Written exercise
Your copy should be exact, beginning at the line containing "Emit a component" and ending at the line containing "string; median: string;", with both lines kept and every picture dropped.

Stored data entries
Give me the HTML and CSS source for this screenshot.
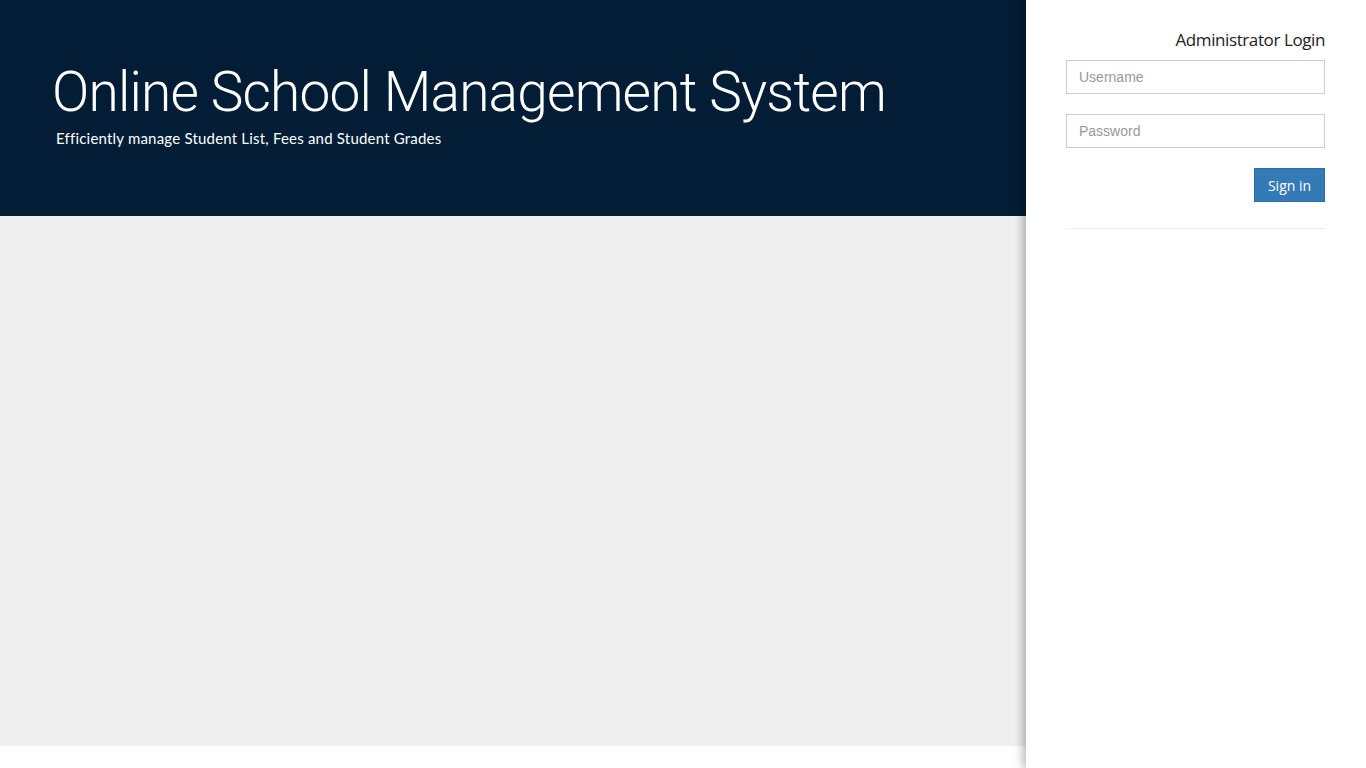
FILE: index.html
```html
<!DOCTYPE html>
<html>
<head>
<meta charset="utf-8">
<link rel="stylesheet" href="styles.css">
</head>
<body>
<div class="page">
  <main class="main">
    <header class="hero">
      <h1 class="title">Online School Management System</h1>
      <p class="subtitle">Efficiently manage Student List, Fees and Student Grades</p>
    </header>
    <section class="content"></section>
  </main>
  <aside class="panel">
    <form class="login">
      <h2 class="login-title">Administrator Login</h2>
      <input class="field" type="text" placeholder="Username">
      <input class="field" type="password" placeholder="Password">
      <div class="actions"><button class="btn" type="button">Sign in</button></div>
      <hr class="rule">
    </form>
  </aside>
</div>
</body>
</html>
```
FILE: styles.css
```css
html, body {
  margin: 0;
  padding: 0;
  height: 100%;
  background: #fff;
}
.page {
  display: flex;
  height: 768px;
  overflow: hidden;
}
.main {
  flex: 1;
  display: flex;
  flex-direction: column;
}
.hero {
  background: #021d35;
  height: 216px;
  box-sizing: border-box;
  padding: 59px 0 0 52px;
}
.title {
  margin: 0;
  font-family: "Roboto", sans-serif;
  font-weight: 300;
  font-size: 55px;
  line-height: 66px;
  color: #fff;
  letter-spacing: -0.8px;
}
.subtitle {
  margin: 4px 0 0 4px;
  font-family: "Lato", sans-serif;
  font-size: 15px;
  line-height: 18px;
  color: #fff;
  letter-spacing: 0.2px;
}
.content {
  background: #efefef;
  height: 530px;
}
.panel {
  width: 340px;
  background: #fff;
  box-shadow: -4px 0 8px rgba(0,0,0,0.25);
  position: relative;
  z-index: 1;
  box-sizing: border-box;
  padding: 28px 41px 0 40px;
}
.login {
  display: flex;
  flex-direction: column;
}
.login-title {
  margin: 0 0 8px;
  text-align: right;
  font-family: "Open Sans", sans-serif;
  font-weight: 400;
  font-size: 17px;
  line-height: 24px;
  color: #222;
  letter-spacing: -0.4px;
}
.field {
  height: 34px;
  box-sizing: border-box;
  border: 1px solid #ccc;
  border-radius: 0;
  padding: 6px 12px;
  font-family: "Liberation Sans", Arial, sans-serif;
  font-size: 14px;
  color: #555;
  margin: 0 0 20px;
  outline: none;
}
.field::placeholder {
  color: #999;
}
.actions {
  display: flex;
  justify-content: flex-end;
}
.btn {
  height: 34px;
  width: 71px;
  background: #337ab7;
  border: 1px solid #2e6da4;
  border-radius: 0;
  color: #fff;
  font-family: "Open Sans", sans-serif;
  font-size: 14px;
  padding: 0;
}
.rule {
  margin: 26px 0 0;
  border: 0;
  border-top: 1px solid #eee;
}
```
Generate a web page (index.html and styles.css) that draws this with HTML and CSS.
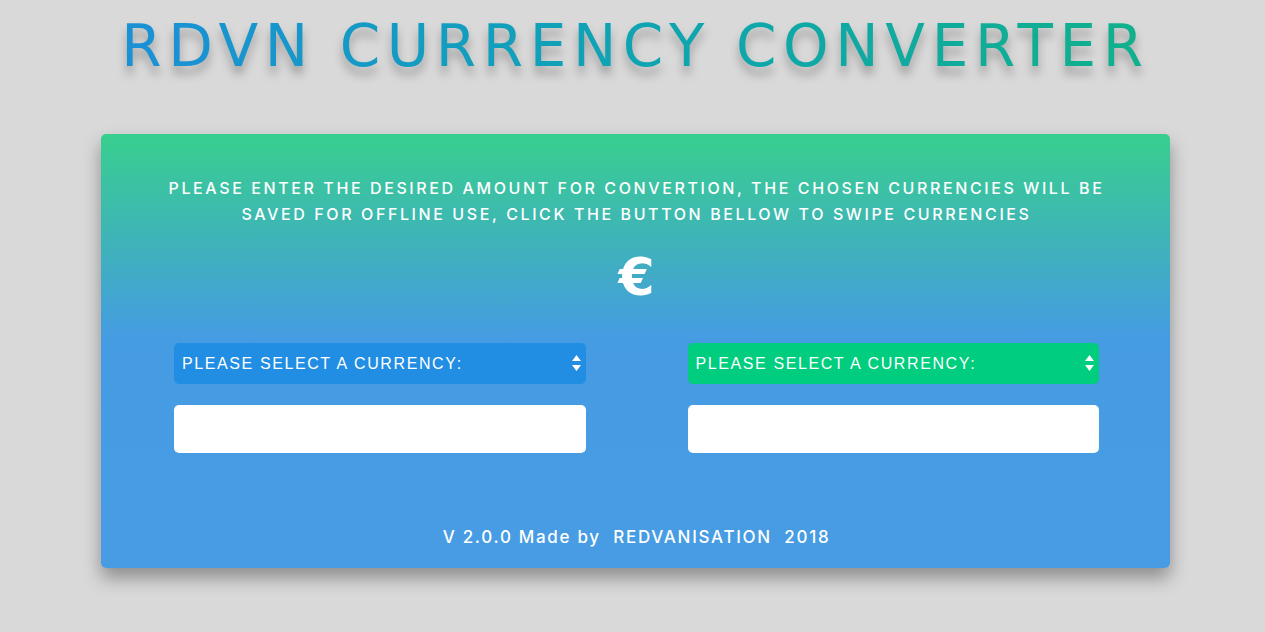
FILE: index.html
```html
<!DOCTYPE html>
<html>
<head>
<meta charset="utf-8">
<link rel="stylesheet" href="styles.css">
</head>
<body>
<h1 class="title">RDVN CURRENCY CONVERTER</h1>
<main class="card">
  <p class="intro">Please enter the desired amount for convertion, the chosen currencies will be saved for offline use, click the button bellow to swipe currencies</p>
  <div class="swap">€</div>
  <div class="columns">
    <div class="col">
      <div class="select-wrap">
        <select class="sel sel-blue"><option>PLEASE SELECT A CURRENCY:</option></select>
        <svg class="arrows" width="9" height="16" viewBox="0 0 9 16"><path d="M4.5 0 L9 6 L0 6 Z M0 10 L9 10 L4.5 16 Z" fill="#fff"/></svg>
      </div>
      <input class="amount" type="text">
    </div>
    <div class="col">
      <div class="select-wrap">
        <select class="sel sel-green"><option>PLEASE SELECT A CURRENCY:</option></select>
        <svg class="arrows" width="9" height="16" viewBox="0 0 9 16"><path d="M4.5 0 L9 6 L0 6 Z M0 10 L9 10 L4.5 16 Z" fill="#fff"/></svg>
      </div>
      <input class="amount" type="text">
    </div>
  </div>
  <footer class="foot">V 2.0.0 Made by&nbsp; REDVANISATION&nbsp; 2018</footer>
</main>
</body>
</html>
```
FILE: styles.css
```css
html, body { margin: 0; padding: 0; }
body {
  background: #d9d9d9;
  font-family: "Inter", "Open Sans", sans-serif;
  display: flex;
  flex-direction: column;
  align-items: center;
  height: 632px;
  overflow: hidden;
  padding-left: 6px;
  box-sizing: border-box;
}
.title {
  margin: 14px 0 0 0;
  font-family: "DejaVu Sans", sans-serif;
  font-size: 58px;
  font-weight: 400;
  letter-spacing: 6.6px;
  line-height: 64px;
  background: linear-gradient(90deg, #1b90d6 0%, #0ea4b2 50%, #11b08c 100%);
  -webkit-background-clip: text;
  background-clip: text;
  color: transparent;
  filter: drop-shadow(0 8px 5px rgba(0,0,0,0.28));
}
.card {
  margin-top: 56px;
  width: 1069px;
  height: 434px;
  box-sizing: border-box;
  border-radius: 5px;
  background: linear-gradient(180deg, #38cf8f 0%, #3fb3b9 25%, #469ce2 47%, #479ce3 100%);
  box-shadow: 0 10px 18px rgba(0,0,0,0.35);
  display: flex;
  flex-direction: column;
  align-items: center;
  padding: 41px 71px 0 73px;
  color: #fff;
}
.intro {
  margin: 0;
  text-transform: uppercase;
  text-align: center;
  font-size: 16px;
  line-height: 26px;
  font-weight: 500;
  letter-spacing: 2.6px;
  width: 960px;
  flex-shrink: 0;
}
.swap {
  margin-top: 22px;
  font-size: 52px;
  font-weight: 700;
  line-height: 56px;
  font-family: "DejaVu Sans", sans-serif;
}
.columns {
  margin-top: 38px;
  display: flex;
  gap: 102px;
  width: 100%;
}
.col {
  flex: 1;
  display: flex;
  flex-direction: column;
  gap: 21px;
}
.select-wrap { position: relative; }
.sel {
  -webkit-appearance: none;
  appearance: none;
  width: 100%;
  height: 41px;
  border: none;
  border-radius: 5px;
  color: #fff;
  font-family: "Liberation Sans", Arial, sans-serif;
  font-size: 16px;
  letter-spacing: 1.6px;
  padding: 0 8px;
  outline: none;
}
.sel-blue { background: #218de3; }
.sel-green { background: #00cd7e; }
.arrows {
  position: absolute;
  right: 5px;
  top: 12px;
}
.amount {
  height: 48px;
  border: none;
  border-radius: 5px;
  background: #fff;
  box-sizing: border-box;
  outline: none;
}
.foot {
  margin-top: 74px;
  font-size: 17px;
  font-weight: 500;
  letter-spacing: 1.7px;
}
```
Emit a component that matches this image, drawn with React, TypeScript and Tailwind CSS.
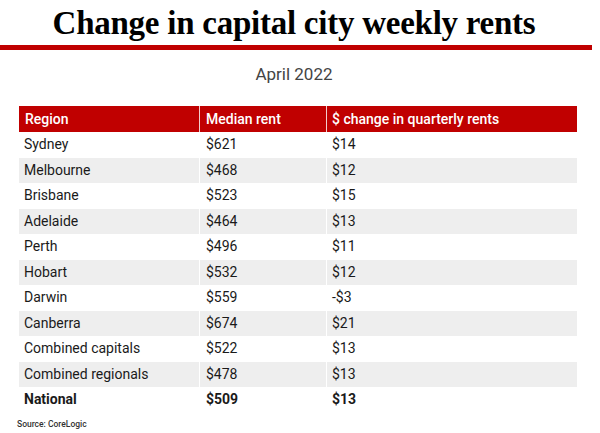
import React from 'react';

type Row = { region: string; median: string; change: string; bold?: boolean };

const rows: Row[] = [
  { region: 'Sydney', median: '$621', change: '$14' },
  { region: 'Melbourne', median: '$468', change: '$12' },
  { region: 'Brisbane', median: '$523', change: '$15' },
  { region: 'Adelaide', median: '$464', change: '$13' },
  { region: 'Perth', median: '$496', change: '$11' },
  { region: 'Hobart', median: '$532', change: '$12' },
  { region: 'Darwin', median: '$559', change: '-$3' },
  { region: 'Canberra', median: '$674', change: '$21' },
  { region: 'Combined capitals', median: '$522', change: '$13' },
  { region: 'Combined regionals', median: '$478', change: '$13' },
  { region: 'National', median: '$509', change: '$13', bold: true },
];

export default function App() {
  return (
    <div className="w-[600px] h-[433px] overflow-hidden bg-white font-['Roboto',sans-serif] text-[#1a1a1a]">
      {/* Title */}
      <h1 className="pt-[4px] pr-[12px] text-center font-['Liberation_Serif',serif] text-[33px] font-bold leading-[38px] tracking-[-0.25px] text-black">
        Change in capital city weekly rents
      </h1>
      <div className="mt-[3px] mr-[8px] h-[5px] bg-[#c00000]" />

      {/* Subtitle */}
      <div className="mt-[12px] pr-[12px] text-center text-[17px] leading-[24px] text-[#444]">April 2022</div>

      {/* Table */}
      <div className="mt-[20px] ml-[19px] w-[558px]">
        <div className="grid grid-cols-[181px_127px_250px] h-[26px] bg-[#c00000] text-[14px] font-medium text-white">
          <div className="flex items-center pl-[6px] border-r border-white/80">Region</div>
          <div className="flex items-center pl-[6px] border-r border-white/80">Median rent</div>
          <div className="flex items-center pl-[5px]">$ change in quarterly rents</div>
        </div>
        {rows.map((r, i) => (
          <div
            key={r.region}
            className={`grid grid-cols-[181px_127px_250px] h-[25.5px] text-[14px] ${i % 2 === 1 ? 'bg-[#eeeeee]' : 'bg-white'} ${r.bold ? 'font-bold' : ''}`}
          >
            <div className="flex items-center pl-[5px] border-r border-white">{r.region}</div>
            <div className="flex items-center pl-[6px] border-r border-white">{r.median}</div>
            <div className="flex items-center pl-[5px]">{r.change}</div>
          </div>
        ))}
      </div>

      <div className="mt-[5px] ml-[17px] text-[8.5px] font-medium text-[#333]">Source: CoreLogic</div>
    </div>
  );
}
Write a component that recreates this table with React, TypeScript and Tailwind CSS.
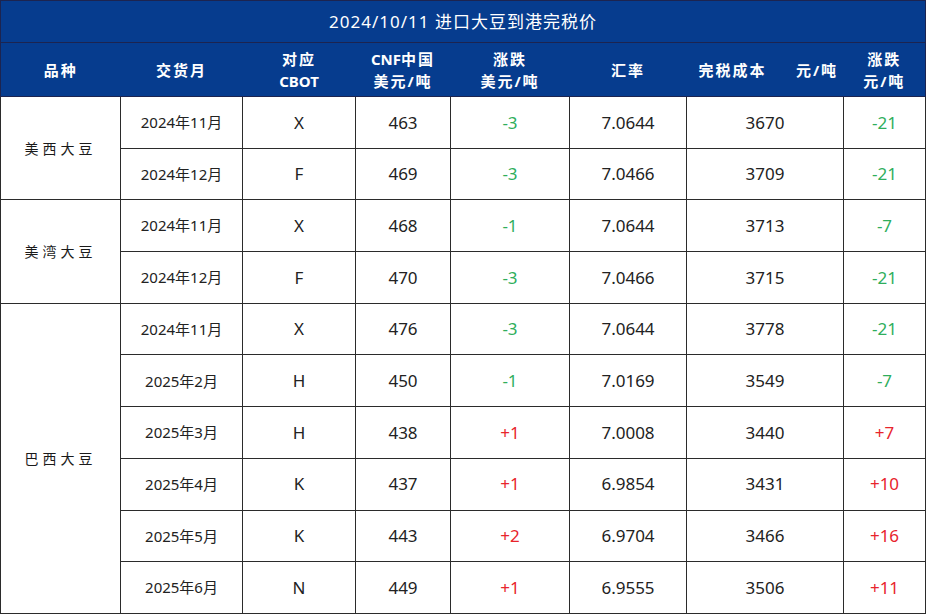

The solution
Emit a component that matches this image, drawn with React, TypeScript and Tailwind CSS.
import React from 'react';

type Row = { region: string; median: string; change: string; bold?: boolean };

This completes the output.